The lawsuit, which was supported by Arkansas, Indiana, Kentucky, Missouri, Mississippi, South Dakota, North Dakota, Utah, and Idaho, also said that Google used other anti-competitive tactics while selling, buying, and auctioning online display ads. For instance, the company allegedly deceived “exchanges into bidding through Google instead of header bidding” and forced publishers to cut off a rival ad exchange.

“Anticompetitive and deceptive” tactics used by the monopoly ripped off publishers, as they reduced their ability to monetize content, while increased advertising costs eventually harmed consumers, the plaintiffs said. Those practices add up to what the lawsuit called a “monopoly tax” on businesses that is “ultimately borne by American consumers through higher prices and lower quality on the goods, services, and information those businesses provide.”

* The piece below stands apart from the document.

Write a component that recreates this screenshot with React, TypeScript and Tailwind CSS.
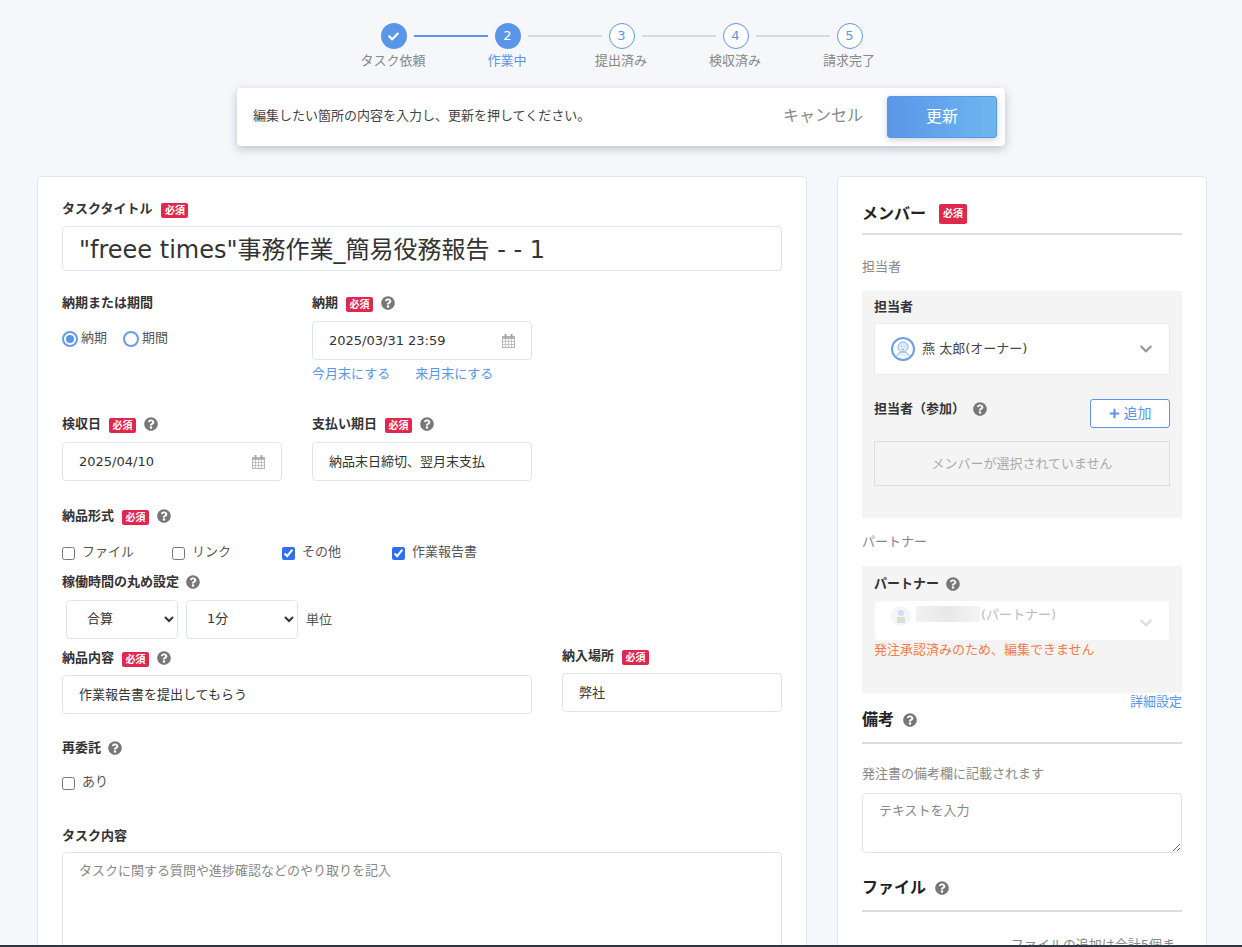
import type { ReactNode } from 'react';
import { FaCheck, FaChevronDown, FaPlus, FaQuestionCircle } from 'react-icons/fa';

const STEPS = ['タスク依頼', '作業中', '提出済み', '検収済み', '請求完了'];

function Help({ className = 'ml-2' }: { className?: string }) {
  return <FaQuestionCircle className={`shrink-0 text-[14px] text-[#777] ${className}`} />;
}

function Required({ large = false, className = 'ml-2' }: { large?: boolean; className?: string }) {
  return (
    <span
      className={
        large
          ? 'ml-[13px] flex h-5 w-7 items-center justify-center rounded-[2px] bg-[#e0284f] text-[10px] font-bold text-white'
          : `mt-[3px] flex h-[15px] w-[27px] items-center justify-center rounded-[2px] bg-[#e0284f] text-[10px] font-bold text-white ${className}`
      }
    >
      必須
    </span>
  );
}

function Label({ children, className = '' }: { children: ReactNode; className?: string }) {
  return (
    <div className={`flex h-5 items-center text-[13px] font-bold text-[#333] ${className}`}>
      {children}
    </div>
  );
}

function CalendarIcon() {
  return (
    <svg width="13" height="14" viewBox="0 0 13 14" className="shrink-0">
      <rect x="0.5" y="2.5" width="12" height="11" fill="#fff" stroke="#b5b5b5" />
      <rect x="0" y="2" width="13" height="3" fill="#b5b5b5" />
      <rect x="2.5" y="0" width="2" height="4" fill="#a8a8a8" />
      <rect x="8.5" y="0" width="2" height="4" fill="#a8a8a8" />
      <path d="M3.5 5v8M6.5 5v8M9.5 5v8M1 7.5h11M1 10.5h11" stroke="#c4c4c4" strokeWidth="1" />
    </svg>
  );
}

function Field({
  value,
  calendar = false,
  className = '',
}: {
  value: string;
  calendar?: boolean;
  className?: string;
}) {
  return (
    <div
      className={`flex h-[39px] items-center justify-between rounded-[4px] border border-[#dfe6ea] bg-white pl-4 pr-4 text-[13px] text-[#333] ${className}`}
    >
      <span>{value}</span>
      {calendar && <CalendarIcon />}
    </div>
  );
}

function Check({ label, checked = false, className = '' }: { label: string; checked?: boolean; className?: string }) {
  return (
    <label className={`flex items-center text-[13px] text-[#555] ${className}`}>
      <input type="checkbox" defaultChecked={checked} className="mt-[2px] h-[13px] w-[13px] accent-[#2f6fed]" />
      <span className="ml-[7px] -mt-[1px]">{label}</span>
    </label>
  );
}

function Radio({ label, checked = false }: { label: string; checked?: boolean }) {
  return (
    <div className="flex items-center text-[13px] text-[#555]">
      <span className="flex h-4 w-4 items-center justify-center rounded-full border-2 border-[#6b9be8] bg-white">
        {checked && <span className="h-2 w-2 rounded-full bg-[#5a96e8]" />}
      </span>
      <span className="ml-[3px] -mt-[3px]">{label}</span>
    </div>
  );
}

function NativeSelect({ value, options }: { value: string; options: string[] }) {
  return (
    <select
      defaultValue={value}
      className="h-[39px] w-[112px] rounded-[4px] border border-[#dfe6ea] bg-white pb-[2px] pl-4 pr-1 text-[13px] text-[#333]"
    >
      {options.map((o) => (
        <option key={o}>{o}</option>
      ))}
    </select>
  );
}

function Heading({ children, tall = false }: { children: ReactNode; tall?: boolean }) {
  return (
    <div
      className={`flex items-center border-b-2 border-[#ddd] text-[16px] font-bold text-[#222] ${
        tall ? 'h-[41px] pb-[5px]' : 'h-[39px] pb-[2px]'
      }`}
    >
      {children}
    </div>
  );
}

function OwnerAvatar() {
  return (
    <svg width="24" height="24" viewBox="0 0 24 24" className="shrink-0">
      <circle cx="12" cy="12" r="11" fill="#fff" stroke="#6a9fe8" strokeWidth="2" />
      <circle cx="12" cy="10" r="5" fill="#dfeafb" stroke="#8fb4ea" strokeWidth="1" />
      <path d="M5.5 19c1.5-3 4-4 6.500-4s5 1 6.500 4" fill="#e6effb" stroke="#8fb4ea" strokeWidth="1" />
      <path d="M10 9.500h.5M13.500 9.500h.5M11 12.500h2" stroke="#6f8fc0" strokeWidth="0.8" />
    </svg>
  );
}

function PartnerAvatar() {
  return (
    <svg width="20" height="20" viewBox="0 0 20 20" className="shrink-0">
      <circle cx="10" cy="10" r="10" fill="#f3f5f9" />
      <circle cx="10" cy="7" r="3" fill="#cfdcf3" />
      <rect x="6" y="11" width="8" height="6" rx="1" fill="#e7dcb8" />
      <rect x="6" y="15" width="8" height="2" fill="#cfdcf3" />
    </svg>
  );
}

function Stepper() {
  return (
    <div className="flex flex-col items-center pt-[23px]">
      <div className="ml-[1px] flex items-center">
        {STEPS.map((_, i) => (
          <div key={i} className="flex items-center">
            {i > 0 && (
              <span className={`mx-[7px] h-[2px] w-[74px] ${i === 1 ? 'bg-[#5a96e8]' : 'bg-[#d9d9d9]'}`} />
            )}
            {i === 0 && (
              <span className="flex h-[26px] w-[26px] items-center justify-center rounded-full bg-[#5a96e8] text-[11px] text-white">
                <FaCheck />
              </span>
            )}
            {i === 1 && (
              <span className="flex h-[26px] w-[26px] items-center justify-center rounded-full bg-[#5a96e8] text-[13px] text-white">
                2
              </span>
            )}
            {i > 1 && (
              <span className="flex h-[26px] w-[26px] items-center justify-center rounded-full border border-[#5a96e8] bg-white text-[13px] text-[#5a96e8]">
                {i + 1}
              </span>
            )}
          </div>
        ))}
      </div>
      <div className="mt-[2px] flex">
        {STEPS.map((s, i) => (
          <div
            key={s}
            className={`w-[114px] text-center text-[13px] leading-5 ${i === 1 ? 'text-[#5a96e8]' : 'text-[#888]'}`}
          >
            {s}
          </div>
        ))}
      </div>
    </div>
  );
}

function NoticeBar() {
  return (
    <div className="mx-auto mt-[17px] flex h-[58px] w-[768px] items-center rounded-[4px] bg-white pl-4 pr-2 shadow-[0_3px_10px_rgba(60,70,90,0.3)]">
      <p className="-mt-[2px] flex-1 text-[13px] text-[#444]">編集したい箇所の内容を入力し、更新を押してください。</p>
      <span className="-mt-[3px] mr-6 text-[16px] text-[#888]">キャンセル</span>
      <button className="h-[42px] w-[110px] rounded-[3px] border border-[#5a96e8] bg-gradient-to-r from-[#5a96e8] to-[#6fb6ef] pb-[1px] text-[16px] text-white shadow-[0_2px_6px_rgba(60,70,90,0.25)]">
        更新
      </button>
    </div>
  );
}

function TaskForm() {
  return (
    <section className="w-[770px] rounded-[4px] border border-[#e2e5ea] bg-white px-6 pt-[22px] pb-10">
      <Label>
        タスクタイトル
        <Required className="ml-[9px]" />
      </Label>
      <input
        readOnly
        value={'"freee times"事務作業_簡易役務報告 - - 1'}
        className="mt-[7px] h-[45px] w-full rounded-[4px] border border-[#dfe6ea] px-4 pb-[3px] text-[24px] text-[#333]"
      />

      <div className="mt-[22px] flex">
        <div className="w-[250px]">
          <Label>納期または期間</Label>
          <div className="mt-[18px] flex gap-4">
            <Radio label="納期" checked />
            <Radio label="期間" />
          </div>
        </div>
        <div className="w-[220px]">
          <Label>
            納期
            <Required />
            <Help />
          </Label>
          <Field value="2025/03/31 23:59" calendar className="mt-2" />
          <div className="mt-1 flex h-5 items-center gap-[25px] text-[13px] text-[#5a96e8]">
            <span>今月末にする</span>
            <span>来月末にする</span>
          </div>
        </div>
      </div>

      <div className="mt-[30px] flex gap-[30px]">
        <div className="w-[220px]">
          <Label>
            検収日
            <Required />
            <Help />
          </Label>
          <Field value="2025/04/10" calendar className="mt-2" />
        </div>
        <div className="w-[220px]">
          <Label>
            支払い期日
            <Required />
            <Help />
          </Label>
          <Field value="納品末日締切、翌月末支払" className="mt-2" />
        </div>
      </div>

      <Label className="mt-[25px]">
        納品形式
        <Required />
        <Help />
      </Label>
      <div className="mt-4 flex h-5 items-center">
        <Check label="ファイル" className="w-[110px]" />
        <Check label="リンク" className="w-[110px]" />
        <Check label="その他" checked className="w-[110px]" />
        <Check label="作業報告書" checked />
      </div>
      <Label className="mt-[10px]">
        稼働時間の丸め設定
        <Help className="ml-[7px]" />
      </Label>
      <div className="ml-1 mt-2 flex items-center gap-2 text-[13px] text-[#555]">
        <NativeSelect value="合算" options={['合算']} />
        <NativeSelect value="1分" options={['1分']} />
        <span>単位</span>
      </div>

      <div className="mt-[9px] flex items-start gap-[30px]">
        <div className="w-[470px]">
          <Label>
            納品内容
            <Required />
            <Help />
          </Label>
          <Field value="作業報告書を提出してもらう" className="mt-[7px]" />
        </div>
        <div className="-mt-[2px] w-[220px]">
          <Label>
            納入場所
            <Required />
          </Label>
          <Field value="弊社" className="mt-[7px]" />
        </div>
      </div>

      <Label className="mt-6">
        再委託
        <Help className="ml-[7px]" />
      </Label>
      <Check label="あり" className="mt-[14px] h-5" />

      <Label className="mt-[34px]">タスク内容</Label>
      <textarea
        placeholder="タスクに関する質問や進捗確認などのやり取りを記入"
        className="mt-[6px] block h-[200px] w-full rounded-[4px] border border-[#dfe6ea] px-4 py-[8px] text-[13px] placeholder:text-[#888]"
      />
    </section>
  );
}

function MemberPanel() {
  return (
    <aside className="w-[370px] rounded-[4px] border border-[#e2e5ea] bg-white px-6 pt-[19px] pb-10">
      <Heading>
        メンバー
        <Required large />
      </Heading>
      <p className="mt-[22px] h-5 text-[13px] leading-5 text-[#888]">担当者</p>

      <div className="mt-[14px] h-[227px] bg-[#f4f4f4] px-3 pt-[6px]">
        <Label>担当者</Label>
        <div className="mt-[6px] flex h-[52px] items-center rounded-[3px] border border-[#ebebeb] bg-white pl-4 pr-4 text-[13px] text-[#444]">
          <OwnerAvatar />
          <span className="ml-[7px] flex-1">燕 太郎(オーナー)</span>
          <FaChevronDown className="text-[14px] text-[#999]" />
        </div>
        <div className="mt-6 flex items-start justify-between">
          <Label>
            担当者（参加）
            <Help />
          </Label>
          <button className="flex h-[29px] w-20 items-center justify-center gap-1 rounded-[3px] border border-[#5a96e8] bg-white text-[14px] text-[#5a96e8]">
            <FaPlus className="text-[11px]" />
            追加
          </button>
        </div>
        <div className="mt-[13px] flex h-[45px] items-center justify-center border border-[#ddd] text-[13px] text-[#aaa]">
          メンバーが選択されていません
        </div>
      </div>

      <p className="mt-[14px] h-5 text-[13px] leading-5 text-[#888]">パートナー</p>
      <div className="mt-[14px] h-[127px] bg-[#f4f4f4] px-[13px] pt-[8px]">
        <Label className="-ml-px">
          パートナー
          <Help className="ml-[7px]" />
        </Label>
        <div className="mt-[7px] flex h-[39px] items-start rounded-[3px] bg-white pl-4 pr-4 pt-[5px] text-[13px] text-[#bbb]">
          <PartnerAvatar />
          <span className="ml-[5px] h-4 w-[64px] bg-gradient-to-r from-[#f2f2f2] via-[#e8e8e8] to-[#f4f4f4]" />
          <span className="ml-[1px] flex-1 leading-[18px]">(パートナー)</span>
          <FaChevronDown className="mt-[10px] text-[14px] text-[#ddd]" />
        </div>
        <p className="-ml-px text-[13px] leading-5 text-[#f47c4a]">発注承認済みのため、編集できません</p>
      </div>
      <p className="mt-px text-right text-[13px] leading-4 text-[#5a96e8]">詳細設定</p>

      <div className="-mt-[7px]">
        <Heading tall>
          備考
          <Help className="ml-[9px]" />
        </Heading>
      </div>
      <p className="mt-[20px] h-5 text-[13px] leading-5 text-[#888]">発注書の備考欄に記載されます</p>
      <textarea
        placeholder="テキストを入力"
        className="mt-[9px] block h-[60px] w-full rounded-[4px] border border-[#dfe6ea] px-4 py-[7px] text-[13px] placeholder:text-[#888]"
      />

      <div className="mt-[18px]">
        <Heading tall>
          ファイル
          <Help className="ml-[9px]" />
        </Heading>
      </div>
      <p className="mt-[23px] pr-[7px] text-right text-[13px] leading-5 text-[#888]">ファイルの追加は合計5個ま</p>
    </aside>
  );
}

export default function App() {
  return (
    <div className="flex h-[947px] w-[1242px] flex-col overflow-hidden bg-[#f5f7fb] font-['DejaVu_Sans','Noto_Sans_CJK_JP',sans-serif]">
      <main className="min-h-0 flex-1 overflow-hidden">
        <Stepper />
        <NoticeBar />
        <div className="ml-[37px] mt-[30px] flex items-start gap-[30px]">
          <TaskForm />
          <MemberPanel />
        </div>
      </main>
      <div className="h-[2px] shrink-0 bg-[#2f3640]" />
    </div>
  );
}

The ten states demand a jury trial and want the court to force Google pay multiple fines if found guilty.

Google called the ad tech claims “meritless,” insisting it provides "state-of-the-art ad tech services that help businesses and benefit consumers.” It also told CNBC that the allegation of collusion with Facebook was not accurate, as the social network’s ads tool, Facebook Audience Network, is involved in exchanges outside of Google.

Wednesday’s case is the second sweeping lawsuit questioning Google’s monopolistic practices in just two months. The US Justice Department sued Google in October, accusing the trillion-dollar company of using anti-competitive tactics to maintain and extend its monopolies in search and advertising.